Art of Our Times

Name of applicant

Tanya Ravn Ag


University of Copenhagen


DKK 1,475,880



Type of grant

Reintegration Fellowships


‘Time-based’ art commonly refers to art that depends on technology and has a duration. This understanding of time as considered internal to art and art’s direct experience is useful for examining the work of art as ‘object,’ separated from its surrounding milieu. Today, however, art explores many different modes of existence and in many different places. From a reversed temporal perspective focused on art’s external relations that entangle art with objects, milieus and cultures, this project examines a contingent mode of art’s existence with technological culture. The project especially examines how art engages temporal mechanisms of connective, intratemporal experience today to re-cast and problematize an avant-garde perspective on art’s potentially ‘transformative’ qualities.


As art employs the technologies of our times, it behaves, operates and produces as much as it expresses and presents. A modernist avant-garde perspective on art’s reason of existence to stimulate cultural habit as difference rather than repetition and incorporating something new feeds a current critical moment for art: it casts art as potentially transformative. Today we see that art’s conceptual expansion from object to forum also involves a transfer of art’s transformative qualities to environments of innovation and anticipation of the future. From an intratemporal perspective on art, the project problematizes a fast-growing discourse in art and technology where art is treated, funded, and appropriated as a catalyst for change, for better or for worse.

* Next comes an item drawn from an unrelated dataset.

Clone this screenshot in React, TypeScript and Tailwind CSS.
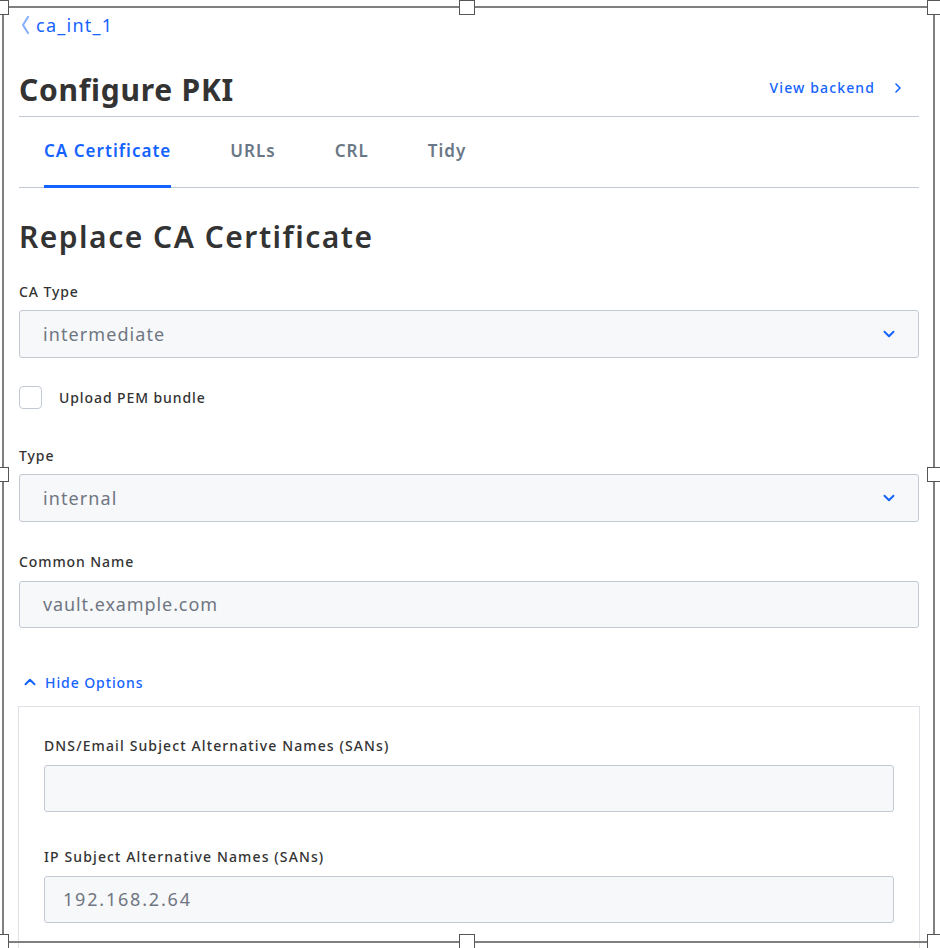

Through examination of multiple art examples that significantly operate through intratemporal experience I will develop an intratemporal ontology for art. With a focus on the art’s intratemporal (intersubjective, interobjective, and intra-active) dynamics, I will examine how the art engages with technology at both abstract and molecular levels to seek out referential relations with the technical milieu in which shared experiences are established intratemporally. I will discuss how these experiences connects us to different notions of time – memories of pasts, experiences of presence, anticipation of futures. The goal is to arrive at an understanding of art’s participation in connective cultural experience in perspective of human technogenetic evolution.